The US Department of Defense cannot show cost benefits, or even adequate security from cloud services, because it has no standard definition for what they are, and no central account of cloud contracts, according to an audit by the DOD inspector general. The audit was initially meant to assess the cost benefits DOD is achieving from cloud computing, but the report instead identifies the barriers to any such assessment, and how to remove them.

According to the audit report, the DOD uses the National Institute of Standards and Technology’s cloud computing definition (PDF).
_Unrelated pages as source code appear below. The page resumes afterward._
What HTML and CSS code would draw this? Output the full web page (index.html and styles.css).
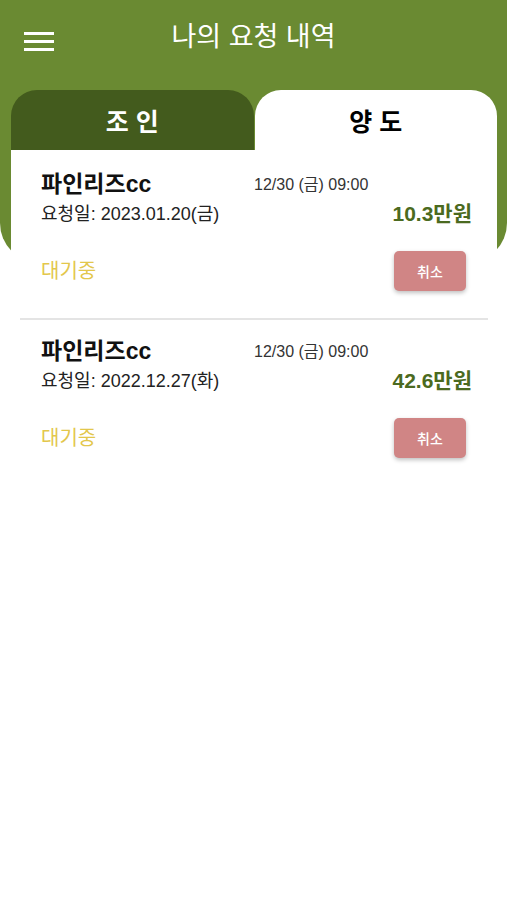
FILE: index.html
```html
<!DOCTYPE html>
<html lang="ko">
<head>
    <meta charset="UTF-8">
    <meta name="viewport" content="width=device-width, initial-scale=1.0">
    <title>나의 요청 내역</title>
    <link rel="stylesheet" href="styles.css">
</head>
<body>
    <div class="hero">
        <div class="topbar">
            <button class="menu-btn" aria-label="메뉴">
                <svg width="30" height="20" viewBox="0 0 30 20">
                    <rect x="0" y="0" width="30" height="3" fill="#fff"/>
                    <rect x="0" y="8" width="30" height="3" fill="#fff"/>
                    <rect x="0" y="16" width="30" height="3" fill="#fff"/>
                </svg>
            </button>
            <h1 class="title">나의 요청 내역</h1>
        </div>
        <div class="tabs">
            <div class="tab">조 인</div>
            <div class="tab active">양 도</div>
        </div>
    </div>

    <div class="list">
        <div class="card">
            <div class="name">파인리즈cc</div>
            <div class="when">12/30 (금) 09:00</div>
            <div class="req">요청일: 2023.01.20(금)</div>
            <div class="price">10.3만원</div>
            <div class="status">대기중</div>
            <button class="cancel">취소</button>
        </div>
        <div class="card">
            <div class="name">파인리즈cc</div>
            <div class="when">12/30 (금) 09:00</div>
            <div class="req">요청일: 2022.12.27(화)</div>
            <div class="price">42.6만원</div>
            <div class="status">대기중</div>
            <button class="cancel">취소</button>
        </div>
    </div>
</body>
</html>
```

FILE: styles.css
```css
body {
    margin: 0;
    font-family: "Liberation Sans", "Noto Sans CJK KR", sans-serif;
    background: #fff;
    color: #111;
}
.hero {
    background: #6a8a32;
    height: 263px;
    border-radius: 0 0 40px 40px;
    display: flex;
    flex-direction: column;
}
.topbar {
    position: relative;
    height: 90px;
    display: flex;
    align-items: flex-start;
    justify-content: center;
}
.menu-btn {
    position: absolute;
    left: 24px;
    top: 32px;
    padding: 0;
    border: 0;
    background: none;
    line-height: 0;
}
.title {
    margin: 19px 0 0;
    font-size: 27px;
    line-height: 36px;
    font-weight: 400;
    color: #fff;
}
.tabs {
    display: grid;
    grid-template-columns: 1fr 1fr;
    gap: 1px;
    margin: 0 10px 0 11px;
    height: 60px;
}
.tab {
    display: flex;
    align-items: center;
    justify-content: center;
    background: #435b1d;
    color: #fff;
    font-size: 25px;
    font-weight: 700;
    border-radius: 26px 26px 0 0;
}
.tab.active {
    background: #fff;
    color: #000;
}
.list {
    margin: -113px 10px 0 11px;
    background: #fff;
    position: relative;
    padding-top: 3px;
}
.card {
    margin: 0 9px;
    padding: 17px 22px 27px 21px;
    border-bottom: 2px solid #e4e4e4;
    display: grid;
    grid-template-columns: 213px 1fr auto;
    align-items: center;
}
.card:last-child {
    border-bottom: 0;
}
.name {
    font-size: 23px;
    font-weight: 700;
    line-height: 26px;
}
.when {
    grid-column: 2 / 4;
    font-size: 16px;
    line-height: 26px;
    color: #333;
    padding-top: 2px;
}
.req {
    grid-column: 1 / 3;
    margin-top: 4px;
    font-size: 18px;
    line-height: 24px;
    color: #222;
}
.price {
    margin-top: 4px;
    margin-right: -6px;
    font-size: 21px;
    line-height: 24px;
    font-weight: 700;
    color: #4b6a20;
    text-align: right;
}
.status {
    grid-column: 1 / 3;
    margin-top: 25px;
    font-size: 20px;
    line-height: 40px;
    color: #e3c74c;
}
.cancel {
    grid-column: 3;
    justify-self: end;
    margin-top: 25px;
    width: 72px;
    height: 40px;
    border: 0;
    border-radius: 5px;
    background: #d08585;
    color: #fff;
    font-family: inherit;
    font-size: 14px;
    font-weight: 500;
    box-shadow: 0 2px 4px rgba(0, 0, 0, 0.25);
}
```
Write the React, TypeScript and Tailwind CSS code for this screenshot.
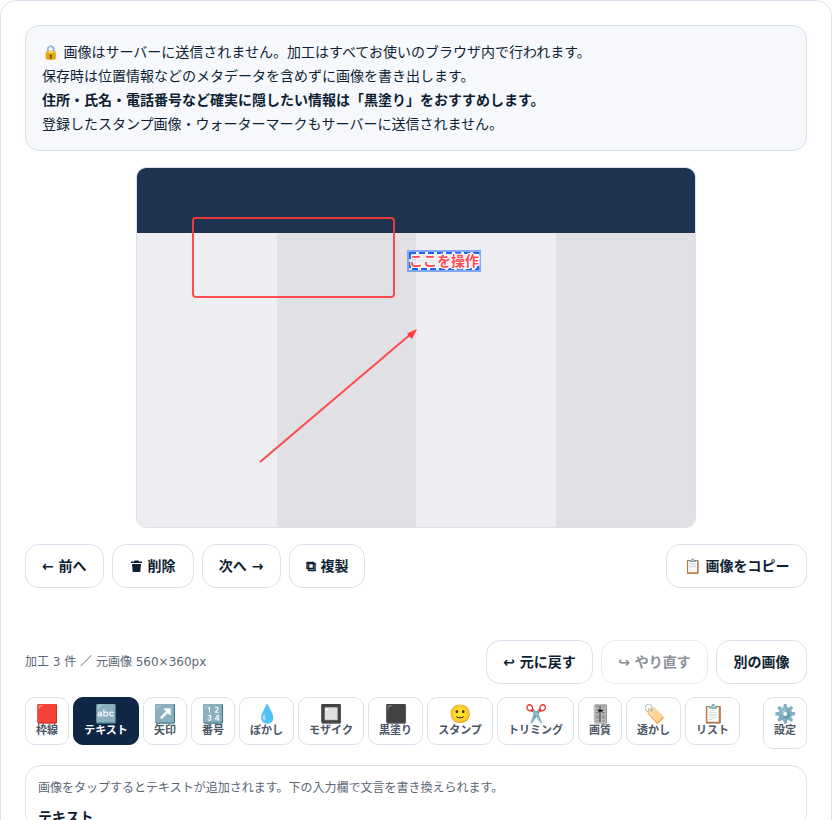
const font = "font-['DejaVu_Sans','Noto_Sans_CJK_JP',sans-serif]";

function Btn({ children, disabled, w }: { children: React.ReactNode; disabled?: boolean; w?: string }) {
  return (
    <button
      className={`h-[44px] px-4 ${w ?? ""} rounded-[14px] border bg-white text-[14px] font-bold whitespace-nowrap ${
        disabled ? "border-[#e6ebf2] text-[#8a8f98]" : "border-[#d9e1ec] text-[#0f1f33]"
      }`}
    >
      {children}
    </button>
  );
}

const tools = [
  { icon: "🟥", label: "枠線", w: "w-[44px]" },
  { icon: "🔤", label: "テキスト", w: "w-[66px]", active: true },
  { icon: "↗️", label: "矢印", w: "w-[44px]" },
  { icon: "🔢", label: "番号", w: "w-[44px]" },
  { icon: "💧", label: "ぼかし", w: "w-[55px]" },
  { icon: "🔲", label: "モザイク", w: "w-[66px]" },
  { icon: "⬛", label: "黒塗り", w: "w-[55px]" },
  { icon: "🙂", label: "スタンプ", w: "w-[66px]" },
  { icon: "✂️", label: "トリミング", w: "w-[77px]" },
  { icon: "🎚️", label: "画質", w: "w-[44px]" },
  { icon: "🏷️", label: "透かし", w: "w-[55px]" },
  { icon: "📋", label: "リスト", w: "w-[55px]" },
];

function Tool({ icon, label, w, active, h }: { icon: string; label: string; w: string; active?: boolean; h?: string }) {
  return (
    <button
      className={`${w} ${h ?? "h-[48px]"} shrink-0 rounded-[10px] border pt-[6px] flex flex-col items-center justify-start text-[11px] font-bold leading-[14px] ${
        active ? "bg-[#0f2744] border-[#0f2744] text-white" : "bg-white border-[#d9e1ec] text-[#4a5565]"
      }`}
    >
      <span className="text-[18px] leading-[20px]">{icon}</span>
      <span>{label}</span>
    </button>
  );
}

export default function App() {
  return (
    <div lang="ja" className={`${font} h-[820px] overflow-hidden bg-white text-[#0f1f33]`}>
      <div className="h-[900px] px-[24px] pt-[24px] rounded-t-[16px] border border-[#d9e1ec]">
        {/* Notice */}
        <div className="h-[126px] rounded-[14px] border border-[#d9e1ec] bg-[#f6f8fc] px-4 pt-[14px] text-[14px] leading-[24px]">
          <p>🔒 画像はサーバーに送信されません。加工はすべてお使いのブラウザ内で行われます。</p>
          <p>保存時は位置情報などのメタデータを含めずに画像を書き出します。</p>
          <p className="font-bold">住所・氏名・電話番号など確実に隠したい情報は「黒塗り」をおすすめします。</p>
          <p>登録したスタンプ画像・ウォーターマークもサーバーに送信されません。</p>
        </div>

        {/* Canvas */}
        <div className="mt-4 flex justify-center">
          <div className="relative w-[560px] h-[361px] rounded-[10px] border border-[#d9e1ec] overflow-hidden flex flex-col">
            <div className="h-[65px] bg-[#1e3350]" />
            <div className="flex-1 grid grid-cols-4">
              <div className="bg-[#eeedf1]" />
              <div className="bg-[#e1e0e4]" />
              <div className="bg-[#eeedf1]" />
              <div className="bg-[#e1e0e4]" />
            </div>
            <div className="absolute left-[55px] top-[49px] w-[203px] h-[81px] rounded-[4px] border-[2px] border-[#ff3b3b]/90" />
            <div className="absolute left-[270px] top-[82px] h-[22px] w-[74px] border-2 border-[#80a6f6] flex items-center justify-center">
              <svg className="absolute inset-0" width="70" height="18" fill="none">
                <rect x="1" y="1" width="68" height="16" stroke="#2563eb" strokeWidth="2" strokeDasharray="6 3" />
              </svg>
              <span className="relative text-[14px] font-bold text-[#ff4d57] whitespace-nowrap leading-[17px] [-webkit-text-stroke:2px_white] [paint-order:stroke_fill]">ここを操作</span>
            </div>
            <svg className="absolute inset-0" width="560" height="361" fill="none">
              <path d="M123 294 L275 165" stroke="#ff3b3b" strokeOpacity="0.9" strokeWidth="2" />
              <path d="M280 161 L270 165.500 L275 171 Z" fill="#ff3b3b" />
            </svg>
          </div>
        </div>

        {/* Actions */}
        <div className="mt-4 flex gap-2 items-center">
          <Btn>← 前へ</Btn>
          <button className="h-[44px] w-[82px] pl-[17px] rounded-[14px] border border-[#d9e1ec] bg-white text-[14px] font-bold whitespace-nowrap text-[#0f1f33] flex items-center">
            <svg className="ml-px mr-[6px]" width="11" height="12" viewBox="0 0 11 12" fill="#0f1f33">
              <path d="M3.500 0.500 H7.500 L8 1.500 H11 V3 H0 V1.500 H3 Z" />
              <path d="M1 4 H10 L9.300 12 H1.700 Z" />
            </svg>
            削除
          </button>
          <Btn w="w-[79px]">次へ →</Btn>
          <Btn>⧉ 複製</Btn>
          <div className="ml-auto">
            <Btn w="w-[141px]">📋 画像をコピー</Btn>
          </div>
        </div>

        {/* Status */}
        <div className="mt-[52px] flex items-center gap-2">
          <span className="text-[12px] text-[#5a6675]">加工 3 件 ／ 元画像 560×360px</span>
          <div className="ml-auto flex gap-2">
            <Btn w="w-[107px]">↩ 元に戻す</Btn>
            <Btn w="w-[107px]" disabled>↪ やり直す</Btn>
            <Btn w="w-[91px]">別の画像</Btn>
          </div>
        </div>

        {/* Toolbar */}
        <div className="mt-[13px] flex items-start gap-[4px]">
          {tools.map((t) => (
            <Tool key={t.label} {...t} />
          ))}
          <div className="ml-auto">
            <Tool icon="⚙️" label="設定" w="w-[44px]" h="h-[52px]" />
          </div>
        </div>

        {/* Panel */}
        <div className="mt-[16px] rounded-[16px] border border-[#d9e1ec] px-3 pt-[13px]">
          <p className="text-[12px] text-[#5a6675]">画像をタップするとテキストが追加されます。下の入力欄で文言を書き換えられます。</p>
          <p className="mt-[10px] text-[14px] font-bold">テキスト</p>
        </div>
      </div>
    </div>
  );
}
That definition proved problematic for branch CIOs, who claimed a lack of clarity and disagreed about whether all characteristics identified by NIST were necessary to be considered a cloud service.

The audit also found wide divergence between service contracts as provided by department and DOD CIO representatives, which did not even agree on the number of active contracts.

The report recommends the adoption and communication of a standard, DOD-wide definition of cloud services, which would be used to compile a central, comprehensive list of services contracted.

The DOD response did not address the first recommendation, and only partially addressed the second, according to the inspector general, who has requested further comment from the DOD CIO Terry Halvorsen by January 27, 2016.

Halvorsen announced a database consolidation project in 2014 which the DoD hoped would eventually save $10 to $20 billion, and could involve adopting a cloud-based solution. As a huge organization with unique IT challenges, the DoD can surely realize major cost savings from the cloud, but effective implementation and tracking are just as important as in any other case. A July study by Cloud Cruiser showed that organizations with advanced cloud adoption tend to highly value cloud usage and cost tracking.